* **RECORDS SHOWN**
....................
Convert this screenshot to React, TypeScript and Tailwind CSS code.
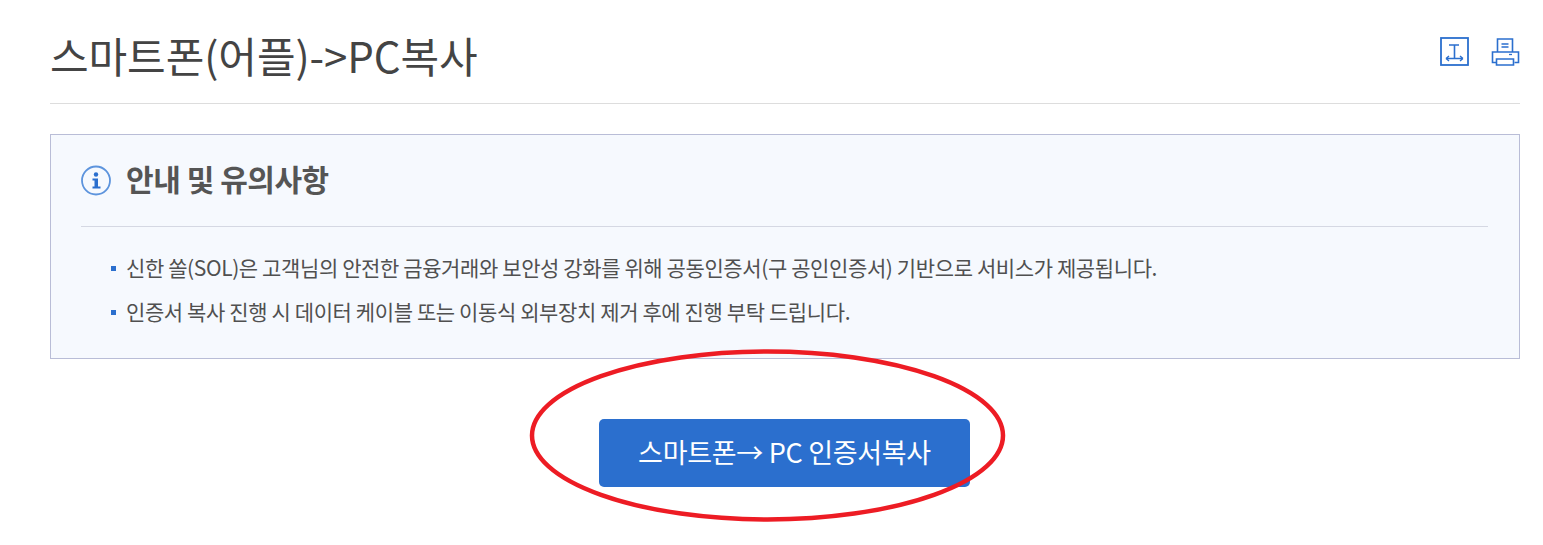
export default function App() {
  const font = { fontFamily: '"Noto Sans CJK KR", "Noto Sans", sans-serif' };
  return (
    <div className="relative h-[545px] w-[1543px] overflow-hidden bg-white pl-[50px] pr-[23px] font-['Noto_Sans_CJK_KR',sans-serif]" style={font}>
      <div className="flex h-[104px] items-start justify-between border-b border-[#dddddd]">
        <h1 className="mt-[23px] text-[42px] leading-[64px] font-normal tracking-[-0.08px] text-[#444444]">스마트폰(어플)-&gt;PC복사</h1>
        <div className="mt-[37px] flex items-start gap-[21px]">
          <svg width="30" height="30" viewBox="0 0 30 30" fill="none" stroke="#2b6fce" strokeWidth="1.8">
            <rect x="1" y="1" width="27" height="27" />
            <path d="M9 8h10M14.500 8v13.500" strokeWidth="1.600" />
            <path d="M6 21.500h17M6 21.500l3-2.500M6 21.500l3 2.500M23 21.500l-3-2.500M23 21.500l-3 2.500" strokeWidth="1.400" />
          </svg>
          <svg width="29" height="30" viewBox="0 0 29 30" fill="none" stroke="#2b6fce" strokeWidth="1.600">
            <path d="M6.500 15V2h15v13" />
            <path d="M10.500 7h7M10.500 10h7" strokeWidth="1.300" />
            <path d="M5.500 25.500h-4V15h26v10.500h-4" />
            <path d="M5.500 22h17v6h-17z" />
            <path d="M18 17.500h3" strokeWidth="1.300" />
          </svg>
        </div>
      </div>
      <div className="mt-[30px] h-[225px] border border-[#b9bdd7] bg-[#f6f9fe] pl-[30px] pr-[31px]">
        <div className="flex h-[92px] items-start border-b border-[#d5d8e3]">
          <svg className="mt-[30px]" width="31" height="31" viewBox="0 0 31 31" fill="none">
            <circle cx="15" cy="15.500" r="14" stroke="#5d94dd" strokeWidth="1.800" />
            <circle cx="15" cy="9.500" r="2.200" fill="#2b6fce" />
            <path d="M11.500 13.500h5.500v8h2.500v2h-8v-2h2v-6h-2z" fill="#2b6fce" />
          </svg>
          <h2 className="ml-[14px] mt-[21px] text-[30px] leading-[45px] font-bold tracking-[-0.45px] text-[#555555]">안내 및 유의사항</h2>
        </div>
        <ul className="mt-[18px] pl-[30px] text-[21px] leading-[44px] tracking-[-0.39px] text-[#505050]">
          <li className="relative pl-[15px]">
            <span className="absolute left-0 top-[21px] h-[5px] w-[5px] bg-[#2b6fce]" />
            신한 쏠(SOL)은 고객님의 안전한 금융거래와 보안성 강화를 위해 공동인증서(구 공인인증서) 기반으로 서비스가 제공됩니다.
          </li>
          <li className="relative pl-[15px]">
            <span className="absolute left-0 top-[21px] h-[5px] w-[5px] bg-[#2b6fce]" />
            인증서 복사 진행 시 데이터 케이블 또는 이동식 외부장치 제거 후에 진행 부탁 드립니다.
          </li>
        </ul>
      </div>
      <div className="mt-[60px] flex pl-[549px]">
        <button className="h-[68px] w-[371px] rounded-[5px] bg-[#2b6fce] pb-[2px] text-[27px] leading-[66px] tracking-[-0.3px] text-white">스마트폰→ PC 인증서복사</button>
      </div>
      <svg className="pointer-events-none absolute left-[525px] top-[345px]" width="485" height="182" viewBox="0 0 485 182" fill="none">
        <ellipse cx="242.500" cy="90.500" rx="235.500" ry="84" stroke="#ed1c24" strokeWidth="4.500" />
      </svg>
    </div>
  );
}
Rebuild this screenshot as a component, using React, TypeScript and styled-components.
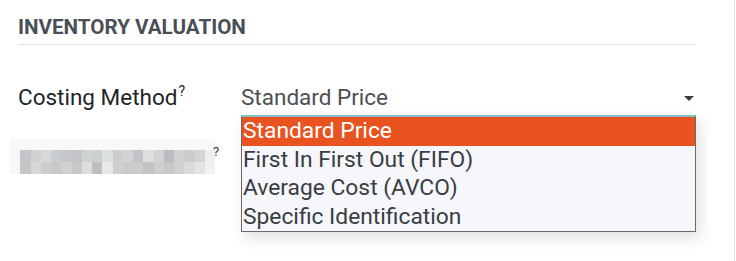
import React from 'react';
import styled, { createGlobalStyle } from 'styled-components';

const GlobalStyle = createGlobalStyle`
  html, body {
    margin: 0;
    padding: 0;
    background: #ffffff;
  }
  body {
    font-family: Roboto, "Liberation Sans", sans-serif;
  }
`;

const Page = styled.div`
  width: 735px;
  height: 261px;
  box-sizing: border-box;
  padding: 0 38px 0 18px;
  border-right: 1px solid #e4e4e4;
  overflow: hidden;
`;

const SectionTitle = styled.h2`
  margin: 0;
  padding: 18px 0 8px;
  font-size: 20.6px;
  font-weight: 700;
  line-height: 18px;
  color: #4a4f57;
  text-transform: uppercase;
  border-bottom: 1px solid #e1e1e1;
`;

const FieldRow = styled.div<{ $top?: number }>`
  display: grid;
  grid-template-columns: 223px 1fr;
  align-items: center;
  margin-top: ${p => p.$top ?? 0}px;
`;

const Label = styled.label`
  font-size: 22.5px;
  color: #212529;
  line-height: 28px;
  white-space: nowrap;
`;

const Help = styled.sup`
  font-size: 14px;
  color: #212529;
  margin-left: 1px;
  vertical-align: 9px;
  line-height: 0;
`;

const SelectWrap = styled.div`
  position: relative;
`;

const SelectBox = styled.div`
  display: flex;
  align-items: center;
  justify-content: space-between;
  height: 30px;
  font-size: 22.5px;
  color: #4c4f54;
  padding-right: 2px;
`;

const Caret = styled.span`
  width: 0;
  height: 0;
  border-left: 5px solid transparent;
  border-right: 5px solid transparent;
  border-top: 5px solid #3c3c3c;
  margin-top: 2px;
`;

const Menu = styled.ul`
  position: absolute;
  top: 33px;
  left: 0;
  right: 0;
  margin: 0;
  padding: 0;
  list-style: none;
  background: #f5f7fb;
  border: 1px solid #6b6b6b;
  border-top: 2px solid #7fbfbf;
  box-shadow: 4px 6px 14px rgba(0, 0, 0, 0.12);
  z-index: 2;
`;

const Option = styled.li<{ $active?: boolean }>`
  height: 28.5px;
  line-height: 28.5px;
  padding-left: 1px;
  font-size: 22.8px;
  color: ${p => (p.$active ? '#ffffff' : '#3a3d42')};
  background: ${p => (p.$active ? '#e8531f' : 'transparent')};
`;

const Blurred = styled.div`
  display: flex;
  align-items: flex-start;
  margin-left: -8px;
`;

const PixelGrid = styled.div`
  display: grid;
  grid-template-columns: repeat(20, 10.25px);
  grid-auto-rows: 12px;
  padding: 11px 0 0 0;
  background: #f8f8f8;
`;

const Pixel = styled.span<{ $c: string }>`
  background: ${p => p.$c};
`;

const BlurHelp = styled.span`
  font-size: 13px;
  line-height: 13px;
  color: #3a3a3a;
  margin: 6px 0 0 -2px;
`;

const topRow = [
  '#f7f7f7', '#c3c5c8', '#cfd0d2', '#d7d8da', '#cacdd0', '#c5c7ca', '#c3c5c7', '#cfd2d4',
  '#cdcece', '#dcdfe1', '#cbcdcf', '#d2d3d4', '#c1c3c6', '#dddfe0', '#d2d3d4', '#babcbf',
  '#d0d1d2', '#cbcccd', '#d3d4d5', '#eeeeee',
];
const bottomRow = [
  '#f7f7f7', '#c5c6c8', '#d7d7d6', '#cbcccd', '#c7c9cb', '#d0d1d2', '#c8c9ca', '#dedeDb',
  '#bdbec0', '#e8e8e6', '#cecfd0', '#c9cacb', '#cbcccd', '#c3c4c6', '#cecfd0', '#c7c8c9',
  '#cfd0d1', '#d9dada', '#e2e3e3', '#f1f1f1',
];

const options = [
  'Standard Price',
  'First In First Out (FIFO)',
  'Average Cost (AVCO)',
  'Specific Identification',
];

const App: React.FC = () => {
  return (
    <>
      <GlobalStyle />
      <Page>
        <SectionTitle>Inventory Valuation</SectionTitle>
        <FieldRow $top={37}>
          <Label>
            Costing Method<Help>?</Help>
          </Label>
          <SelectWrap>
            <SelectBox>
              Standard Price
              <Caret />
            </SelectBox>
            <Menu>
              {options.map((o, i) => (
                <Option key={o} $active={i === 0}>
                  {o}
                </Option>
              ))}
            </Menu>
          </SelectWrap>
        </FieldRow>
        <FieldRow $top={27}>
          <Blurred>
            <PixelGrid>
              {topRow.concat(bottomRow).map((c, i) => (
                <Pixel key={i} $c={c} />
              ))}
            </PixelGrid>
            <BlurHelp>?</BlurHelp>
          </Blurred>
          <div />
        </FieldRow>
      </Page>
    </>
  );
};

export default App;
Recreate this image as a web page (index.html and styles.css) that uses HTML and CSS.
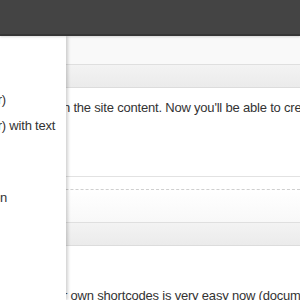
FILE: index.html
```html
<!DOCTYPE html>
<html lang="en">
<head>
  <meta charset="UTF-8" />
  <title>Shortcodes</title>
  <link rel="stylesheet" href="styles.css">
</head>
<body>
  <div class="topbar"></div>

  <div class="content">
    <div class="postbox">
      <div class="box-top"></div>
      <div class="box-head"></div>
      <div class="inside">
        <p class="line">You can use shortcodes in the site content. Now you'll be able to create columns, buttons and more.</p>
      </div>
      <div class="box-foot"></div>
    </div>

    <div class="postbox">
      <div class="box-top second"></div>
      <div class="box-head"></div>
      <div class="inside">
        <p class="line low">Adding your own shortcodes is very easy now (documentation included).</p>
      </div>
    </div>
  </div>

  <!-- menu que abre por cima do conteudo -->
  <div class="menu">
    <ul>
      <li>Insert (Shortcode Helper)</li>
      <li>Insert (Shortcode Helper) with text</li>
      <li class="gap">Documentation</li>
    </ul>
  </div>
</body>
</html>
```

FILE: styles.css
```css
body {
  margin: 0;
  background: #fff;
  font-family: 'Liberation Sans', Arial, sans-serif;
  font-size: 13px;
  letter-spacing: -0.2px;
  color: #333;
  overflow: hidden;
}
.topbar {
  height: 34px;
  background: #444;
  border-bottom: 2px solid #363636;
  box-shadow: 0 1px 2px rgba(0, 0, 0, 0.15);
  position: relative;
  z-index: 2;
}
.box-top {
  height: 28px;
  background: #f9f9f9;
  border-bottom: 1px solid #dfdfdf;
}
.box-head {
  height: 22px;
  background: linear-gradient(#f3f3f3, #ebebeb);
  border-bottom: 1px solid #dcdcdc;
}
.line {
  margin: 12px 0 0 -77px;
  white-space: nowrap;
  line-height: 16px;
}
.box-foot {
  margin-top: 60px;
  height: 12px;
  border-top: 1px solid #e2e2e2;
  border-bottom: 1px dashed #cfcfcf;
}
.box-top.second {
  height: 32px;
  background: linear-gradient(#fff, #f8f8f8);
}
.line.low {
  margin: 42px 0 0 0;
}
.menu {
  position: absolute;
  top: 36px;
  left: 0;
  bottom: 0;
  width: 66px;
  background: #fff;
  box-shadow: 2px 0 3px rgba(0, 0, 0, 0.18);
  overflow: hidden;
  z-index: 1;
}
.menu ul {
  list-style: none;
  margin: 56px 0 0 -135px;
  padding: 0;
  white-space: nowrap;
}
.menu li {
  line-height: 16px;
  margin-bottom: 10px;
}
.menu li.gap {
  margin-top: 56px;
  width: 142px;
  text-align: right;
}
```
....................
* **OBJECTIVE**
Using the records given above, list every line that includes the word "TypeScript".

* **RESULT BELOW**
Convert this screenshot to React, TypeScript and Tailwind CSS code.
Rebuild this screenshot as a component, using React, TypeScript and styled-components.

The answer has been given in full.